I stall, paralysed by pain and indecision. The way ahead of me is completely unknown — and the challenges are huge — so I would rather do nothing.

In memory of Elijah Rainbow Fisher

Last night, I lay awake while the girls slept around me. I listen to their breathing and feel so sad — mostly for David and the greater losses he has to come to terms with. I’m sorry for the friendships he has that are now put on hold or completely abandoned, I mourn the fact that the baby boy he so tenderly caught from my body at birth is now unable to call him “Daddy”, and I weep for the way he is missing out on the affection of those he loves — especially our girls.

My heart breaks for the way our life is now broken too. Now that crucial pieces are missing, I know that the picture will never return to its original state. I just hope that the mosaic that is being formed from all the broken shards will also make a pretty picture, but how I hate mosaics in real life.

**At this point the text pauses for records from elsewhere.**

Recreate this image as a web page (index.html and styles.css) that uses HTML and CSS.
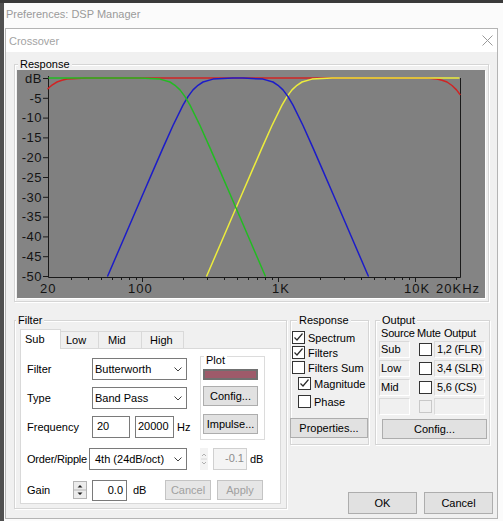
FILE: index.html
```html
<!DOCTYPE html>
<html>
<head>
<meta charset="utf-8">
<title>Crossover</title>
<link rel="stylesheet" href="styles.css">
</head>
<body>
<div class="desk-top"></div>
<div class="screen">
  <div class="desk-left"></div>
  <div class="outer">
    <div class="outer-title">Preferences: DSP Manager</div>
    <div class="dialog">
      <div class="dlg-title">
        <span>Crossover</span>
        <svg class="close" viewBox="0 0 11 11" width="11" height="11"><path d="M0.5 0.5 L10.5 10.5 M10.5 0.5 L0.5 10.5" stroke="#9a9a9a" stroke-width="1" fill="none"/></svg>
      </div>
      <div class="client">
        <div class="group rgroup">
          <div class="glabel rlabel">Response</div>
          <div class="graph">
            <svg viewBox="17 70 468 228" width="468" height="228">
              <rect x="17" y="70" width="468" height="228" fill="#848484"/>
              <rect x="48" y="78" width="412" height="199" fill="#808080"/>
              <g stroke="#1a1a1a" stroke-width="1" fill="none">
                <path d="M48.5 76 V277.5 H460.5 V78"/>
                <path d="M43 78.5 H48 M43 98.3 H48 M43 118.1 H48 M43 137.9 H48 M43 157.7 H48 M43 177.5 H48 M43 197.3 H48 M43 217.1 H48 M43 236.9 H48 M43 256.7 H48 M43 276.5 H48"/>
                <path d="M71.5 277 V280 M88.5 277 V280 M101.5 277 V280 M112.5 277 V280 M121.5 277 V280 M129.5 277 V280 M136.5 277 V280 M142.5 277 V282 M183.5 277 V280 M207.5 277 V280 M224.5 277 V280 M237.5 277 V280 M248.5 277 V280 M257.5 277 V280 M265.5 277 V280 M272.5 277 V280 M278.5 277 V282 M320.5 277 V280 M344.5 277 V280 M361.5 277 V280 M374.5 277 V280 M385.5 277 V280 M394.5 277 V280 M402.5 277 V280 M409.5 277 V280 M415.5 277 V282 M456.5 277 V280"/>
              </g>
              <g font-family="Liberation Sans, Arial, sans-serif" font-size="13" fill="#141414" text-anchor="end" letter-spacing="0.5">
                <text x="42" y="83">dB</text>
                <text x="42" y="102.5">-5</text>
                <text x="42" y="122.3">-10</text>
                <text x="42" y="142.1">-15</text>
                <text x="42" y="161.9">-20</text>
                <text x="42" y="181.7">-25</text>
                <text x="42" y="201.5">-30</text>
                <text x="42" y="221.3">-35</text>
                <text x="42" y="241.1">-40</text>
                <text x="42" y="260.9">-45</text>
                <text x="42" y="280.5">-50</text>
              </g>
              <g font-family="Liberation Sans, Arial, sans-serif" font-size="13" fill="#141414" letter-spacing="1">
                <text x="40" y="293">20</text>
                <text x="128" y="293">100</text>
                <text x="272" y="293">1K</text>
                <text x="404" y="293">10K</text>
                <text x="436" y="293">20KHz</text>
              </g>
              <g fill="none" stroke-width="1.5" stroke-linejoin="round" stroke-linecap="round">
                <polyline stroke="#d02424" points="48,88.8 50,86.8 52,85.1 57,82 62,80.2 67,79.1 77,78.4 87,78.1 427,78.1 437,79.1 442,80.2 447,82 452,85.5 456.5,89.9 460,94.5"/>
                <polyline stroke="#ecec3c" points="206.7,276 222,240.5 232,217.2 242,194 252,170.9 262,147.9 272,125.5 282,105.2 287,96.6 292,89.9 297,85.3 302,82 312,79.1 332,78.1 459,78.1"/>
                <polyline stroke="#1c1cc8" points="107.7,276 123,240.5 133,217.2 143,194 153,170.9 163,147.9 173,125.5 183,105.2 188,96.6 193,89.9 198,85.3 203,82 213,79.1 233,78.1 243,78.1 263,79.1 273,82 278,85.3 283,89.9 288,96.6 293,105.2 303,125.5 313,147.9 323,170.9 333,194 343,217.2 353,240.5 368.3,276"/>
                <polyline stroke="#22bb22" points="49,78.1 140,78.1 160,79.1 170,82 175,85.3 180,89.9 185,96.6 190,105.2 200,125.5 210,147.9 220,170.9 230,194 240,217.2 250,240.5 265.3,276"/>
              </g>
            </svg>
          </div>
        </div>

        <div class="lower">
          <div class="group fgroup">
            <div class="glabel flabel">Filter</div>
            <div class="tabs">
              <div class="tab active t-sub">Sub</div>
              <div class="tab t-low">Low</div>
              <div class="tab t-mid">Mid</div>
              <div class="tab t-high">High</div>
            </div>
            <div class="panel">
              <div class="upper">
                <div class="fields">
                  <div class="frow">
                    <span class="lbl">Filter</span>
                    <div class="combo"><span>Butterworth</span><svg class="chev" viewBox="0 0 8 5" width="8" height="5"><polyline points="0.5,0.5 4,4 7.5,0.5" fill="none" stroke="#404040"/></svg></div>
                  </div>
                  <div class="frow">
                    <span class="lbl">Type</span>
                    <div class="combo"><span>Band Pass</span><svg class="chev" viewBox="0 0 8 5" width="8" height="5"><polyline points="0.5,0.5 4,4 7.5,0.5" fill="none" stroke="#404040"/></svg></div>
                  </div>
                  <div class="frow">
                    <span class="lbl">Frequency</span>
                    <div class="input w38">20</div>
                    <div class="input w39 ml5">20000</div>
                    <span class="unit">Hz</span>
                  </div>
                </div>
                <div class="group plotg">
                  <div class="glabel plabel">Plot</div>
                  <div class="swatch"></div>
                  <div class="btn pbtn mt6">Config...</div>
                  <div class="btn pbtn mt8">Impulse...</div>
                </div>
              </div>
              <div class="frow row4">
                <span class="lbl lbl62">Order/Ripple</span>
                <div class="combo combo98"><span>4th (24dB/oct)</span><svg class="chev" viewBox="0 0 8 5" width="8" height="5"><polyline points="0.5,0.5 4,4 7.5,0.5" fill="none" stroke="#404040"/></svg></div>
                <svg class="dspin" viewBox="0 0 8 22" width="8" height="22"><rect x="0" y="0" width="8" height="22" fill="#f3f3f3"/><path d="M2 8 L4 6 L6 8 M2 14 L4 16 L6 14" stroke="#b0b0b0" fill="none"/><path d="M1 11 H7" stroke="#d6d6d6"/></svg>
                <div class="input dis w34">-0.1</div>
                <span class="unit ml5">dB</span>
              </div>
              <div class="frow row5">
                <span class="lbl lbl46">Gain</span>
                <svg class="spin" viewBox="0 0 14 18" width="14" height="18"><rect x="0.5" y="0.5" width="13" height="17" fill="#ececec" stroke="#b4b4b4"/><path d="M1 9 H13" stroke="#b4b4b4"/><path d="M4.5 6.5 L7 4 L9.5 6.5 Z M4.5 11.5 L7 14 L9.5 11.5 Z" fill="#202020"/></svg>
                <div class="input w35 ml5 right">0.0</div>
                <span class="unit db">dB</span>
                <div class="btn dbtn cancel">Cancel</div>
                <div class="btn dbtn apply">Apply</div>
              </div>
            </div>
          </div>

          <div class="rcol">
            <div class="grow">
              <div class="group respg">
                <div class="glabel resplabel">Response</div>
                <div class="chk first"><span class="box on"><svg viewBox="0 0 13 13" width="13" height="13"><path d="M2.5 6.5 L5 9 L10.5 2.5" fill="none" stroke="#2a2a2a" stroke-width="1.2"/></svg></span><span>Spectrum</span></div>
                <div class="chk"><span class="box on"><svg viewBox="0 0 13 13" width="13" height="13"><path d="M2.5 6.5 L5 9 L10.5 2.5" fill="none" stroke="#2a2a2a" stroke-width="1.2"/></svg></span><span>Filters</span></div>
                <div class="chk"><span class="box"></span><span>Filters Sum</span></div>
                <div class="chk ind mt1"><span class="box on"><svg viewBox="0 0 13 13" width="13" height="13"><path d="M2.5 6.5 L5 9 L10.5 2.5" fill="none" stroke="#2a2a2a" stroke-width="1.2"/></svg></span><span>Magnitude</span></div>
                <div class="chk ind mt3"><span class="box"></span><span>Phase</span></div>
                <div class="btn propbtn">Properties...</div>
              </div>
              <div class="group outg">
                <div class="glabel outlabel">Output</div>
                <div class="ohead"><span class="h-src">Source</span><span class="h-mute">Mute</span><span>Output</span></div>
                <div class="orow first"><span class="cell src">Sub</span><span class="box mute"></span><span class="cell out">1,2 (FLR)</span></div>
                <div class="orow"><span class="cell src">Low</span><span class="box mute"></span><span class="cell out">3,4 (SLR)</span></div>
                <div class="orow"><span class="cell src">Mid</span><span class="box mute"></span><span class="cell out">5,6 (CS)</span></div>
                <div class="orow"><span class="cell src"></span><span class="box mute disbox"></span><span class="cell out"></span></div>
                <div class="btn ocfg">Config...</div>
              </div>
            </div>
            <div class="brow">
              <div class="btn big">OK</div>
              <div class="btn big ml7">Cancel</div>
            </div>
          </div>
        </div>
      </div>
    </div>
  </div>
</div>
</body>
</html>
```
FILE: styles.css
```css
* { box-sizing: border-box; }
html, body { margin: 0; padding: 0; }
body {
  width: 503px;
  height: 521px;
  overflow: hidden;
  background: #fbfbfb;
  font-family: "Liberation Sans", Arial, sans-serif;
  font-size: 11px;
  color: #000;
  white-space: nowrap;
}
.desk-top { height: 3px; background: #3a3a3a; }
.screen { display: flex; height: 518px; }
.desk-left { width: 4px; background: #505050; }
.outer { flex: 1; background: #fbfbfb; }
.outer-title {
  height: 25px;
  line-height: 22px;
  padding-left: 2px;
  color: #9a9a9a;
}
.dialog {
  margin-left: 1px;
  width: 493px;
  border: 1px solid #b4b4b4;
  background: #f0f0f0;
}
.dlg-title {
  height: 23px;
  background: #fff;
  display: flex;
  align-items: center;
  padding-left: 3px;
  color: #a3a3a3;
}
.close { margin-left: auto; margin-right: 4px; display: block; }
.client { height: 466px; padding: 12px 0 0 8px; }

.group {
  border: 1px solid #d5d5d5;
  box-shadow: inset 1px 1px 0 #fff, 1px 1px 0 #fff;
}
.glabel {
  display: block;
  width: max-content;
  height: 12px;
  line-height: 12px;
  margin-top: -7px;
  padding: 0 2px;
  background: #f0f0f0;
}
.rgroup { width: 475px; height: 238px; }
.rlabel { margin-left: 3px; }
.graph {
  width: 468px;
  height: 228px;
  margin-left: 2px;
  box-shadow: 1px 1px 0 #fff;
}
.graph svg { display: block; }

.lower { display: flex; margin-top: 18px; }

.fgroup { width: 273px; height: 189px; }
.flabel { margin-left: 1px; }
.tabs {
  display: flex;
  align-items: flex-end;
  height: 19px;
  margin: 3px 0 0 5px;
}
.tab {
  height: 17px;
  line-height: 16px;
  border: 1px solid #d9d9d9;
  border-bottom: none;
  background: #f0f0f0;
  margin-left: -1px;
}
.tab.active {
  height: 20px;
  line-height: 18px;
  margin-left: 0;
  margin-bottom: -1px;
  background: #fff;
  position: relative;
  z-index: 1;
}
.t-sub { width: 41px; padding-left: 4px; }
.t-low { width: 39px; padding-left: 5px; }
.t-mid { width: 44px; padding-left: 9px; }
.t-high { width: 43px; padding-left: 8px; }
.panel {
  width: 261px;
  height: 156px;
  margin-left: 5px;
  border: 1px solid #d9d9d9;
  background: #fff;
  padding: 9px 0 0 6px;
}
.upper { display: flex; align-items: flex-start; }
.fields { width: 173px; }
.frow { display: flex; align-items: center; height: 22px; }
.fields .frow + .frow { margin-top: 7px; }
.lbl { width: 65px; }
.lbl62 { width: 62px; letter-spacing: -0.2px; }
.lbl46 { width: 46px; }
.combo {
  width: 95px;
  height: 22px;
  border: 1px solid #7a7a7a;
  background: #fff;
  display: flex;
  align-items: center;
  justify-content: space-between;
  padding: 0 4px 0 2px;
}
.combo98 { width: 98px; padding-left: 5px; }
.chev { display: block; }
.input {
  height: 22px;
  border: 1px solid #7a7a7a;
  background: #fff;
  line-height: 18px;
  padding: 0 2px 0 4px;
}
.w38 { width: 38px; }
.w39 { width: 39px; padding-left: 2px; }
.w34 { width: 34px; }
.w35 { width: 35px; height: 21px; }
.ml5 { margin-left: 5px; }
.ml7 { margin-left: 7px; }
.mt1 { margin-top: 1px; }
.mt3 { margin-top: 3px; }
.mt6 { margin-top: 6px; }
.mt8 { margin-top: 8px; }
.right { text-align: right; padding-right: 3px; }
.unit { margin-left: 3px; }
.dis {
  background: #f4f4f4;
  border-color: #d0d0d0;
  color: #8d8d8d;
  text-align: right;
  margin-left: 5px;
}
.dspin { display: block; margin-left: 13px; }
.spin { display: block; }
.db { width: 14px; margin-left: 6px; }

.plotg {
  width: 65px;
  height: 84px;
  margin-top: -2px;
  padding-left: 2px;
  border-color: #dcdcdc;
}
.plabel { margin-top: -3px; margin-left: 1px; background: #fff; }
.swatch {
  width: 55px;
  height: 11px;
  margin-top: 3px;
  background: #9e5a6a;
  border: 2px solid #707070;
}

.btn {
  height: 20px;
  border: 1px solid #adadad;
  background: #e1e1e1;
  display: flex;
  align-items: center;
  justify-content: center;
}
.pbtn { width: 55px; }
.row4 { margin-top: 8px; }
.row5 { margin-top: 9px; }
.dbtn {
  width: 46px;
  color: #a0a0a0;
  background: #e6e6e6;
  border-color: #c4c4c4;
}
.cancel { margin-left: 18px; }
.apply { margin-left: 6px; }

.rcol { margin-left: 3px; display: flex; flex-direction: column; }
.grow { display: flex; }
.respg { width: 79px; height: 125px; }
.resplabel { margin-left: 6px; }
.chk {
  display: flex;
  align-items: center;
  height: 15px;
  padding-left: 1px;
}
.chk.first { margin-top: 4px; }
.chk.ind { padding-left: 7px; }
.box {
  width: 13px;
  height: 13px;
  border: 1px solid #333;
  background: #fff;
  margin-right: 3px;
  flex: none;
  display: block;
}
.box svg { display: block; margin: -1px 0 0 -1px; }
.propbtn { width: 78px; margin: 9px 0 0 -1px; }

.outg { width: 115px; height: 125px; margin-left: 6px; }
.outlabel { margin-left: 4px; }
.ohead {
  display: flex;
  height: 12px;
  line-height: 12px;
  margin-top: 1px;
  padding-left: 5px;
  letter-spacing: -0.2px;
}
.h-src { width: 36px; }
.h-mute { width: 27px; }
.orow {
  display: flex;
  align-items: center;
  height: 17px;
  margin-top: 2px;
  padding-left: 3px;
}
.cell {
  height: 17px;
  line-height: 15px;
  border: 1px solid #dadada;
  border-right-color: #fff;
  border-bottom-color: #fff;
  overflow: visible;
}
.src { width: 31px; padding-left: 1px; }
.out { width: 51px; padding-left: 2px; margin-left: 2px; letter-spacing: -0.2px; }
.mute { margin-left: 9px; margin-right: 0; }
.disbox { background: #f0f0f0; border-color: #c8c8c8; }
.ocfg { width: 105px; margin: 4px 0 0 6px; }

.brow { display: flex; margin-top: 47px; padding-left: 58px; }
.big { width: 69px; height: 22px; }
```
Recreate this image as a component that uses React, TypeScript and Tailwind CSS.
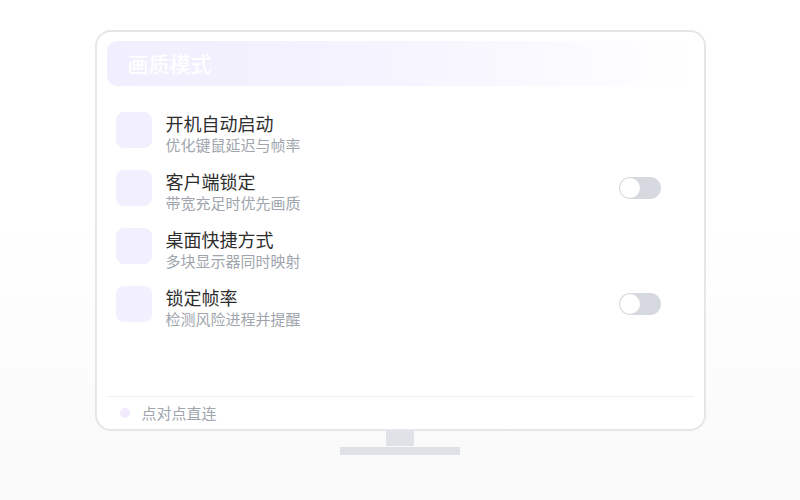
const rows = [
  { title: "开机自动启动", desc: "优化键鼠延迟与帧率", toggle: false },
  { title: "客户端锁定", desc: "带宽充足时优先画质", toggle: true },
  { title: "桌面快捷方式", desc: "多块显示器同时映射", toggle: false },
  { title: "锁定帧率", desc: "检测风险进程并提醒", toggle: true },
];

const Toggle = () => (
  <div className="relative w-[42px] h-[22px] rounded-full bg-[#d6d9df] mt-[7px]">
    <div className="absolute left-[1px] top-[1px] w-5 h-5 rounded-full bg-white" />
  </div>
);

const App = () => {
  return (
    <div
      className="w-[800px] h-[500px] bg-linear-to-b from-white from-45% to-[#f9f9fa] flex flex-col items-center pt-[30px]"
      style={{ fontFamily: '"Noto Sans CJK SC", "Noto Sans", sans-serif' }}
    >
      {/* Screen */}
      <div className="w-[611px] h-[401px] border-2 border-[#e4e6ea] rounded-[16px] bg-white px-2.5 pt-[9px] flex flex-col">
        <div className="h-[45px] rounded-[10px] bg-linear-to-r from-[#f1eefe] via-[#f6f4ff] to-white flex items-center pl-[21px]">
          <span className="text-[21px] font-medium text-white leading-none">画质模式</span>
        </div>

        <div className="mt-[26px] flex flex-col gap-[18px] pl-[9px] pr-[33px]">
          {rows.map((r) => (
            <div key={r.title} className="flex items-start h-10">
              <div className="w-9 h-9 rounded-[8px] bg-[#f2effe]" />
              <div className="ml-[14px] flex-1 flex flex-col">
                <span className="text-[18px] leading-[22px] text-[#2e2e2e]">{r.title}</span>
                <span className="text-[15px] leading-[20px] mt-[1px] text-[#a0a5ad]">{r.desc}</span>
              </div>
              {r.toggle && <Toggle />}
            </div>
          ))}
        </div>

        <div className="flex-1" />

        <div className="h-[33px] border-t border-[#eceef1] flex items-center pl-[13px]">
          <div className="w-[10px] h-[10px] rounded-full bg-[#efebfd]" />
          <span className="ml-[12px] text-[15px] text-[#a0a5ad]">点对点直连</span>
        </div>
      </div>

      {/* Stand */}
      <div className="w-[28px] h-[15px] bg-[#dfe2e6]" />
      <div className="w-[120px] h-[8px] bg-[#dfe2e6] mt-[1px]" />
    </div>
  );
};

export default App;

Our girls are eager for life, ready for adventures and friends. They embrace new experiences like they always have, and Elijah’s death doesn’t have to be the end of the world as they know it. It depends on me and my attitude towards life. If I can remain enthusiastic for learning, for visiting friends, for new experiences, then they will find the strength to remain the joyous creatures they’ve always been.

But I stall. I have so much to learn about a range of topics, as I have to also fill the role that David played in our lives. This transition phase is so painful, even in a spiritual sense, and I wish I did not have this section of the journey to travel.

It’s so daunting that I stall.

Perhaps joy will come with the morning.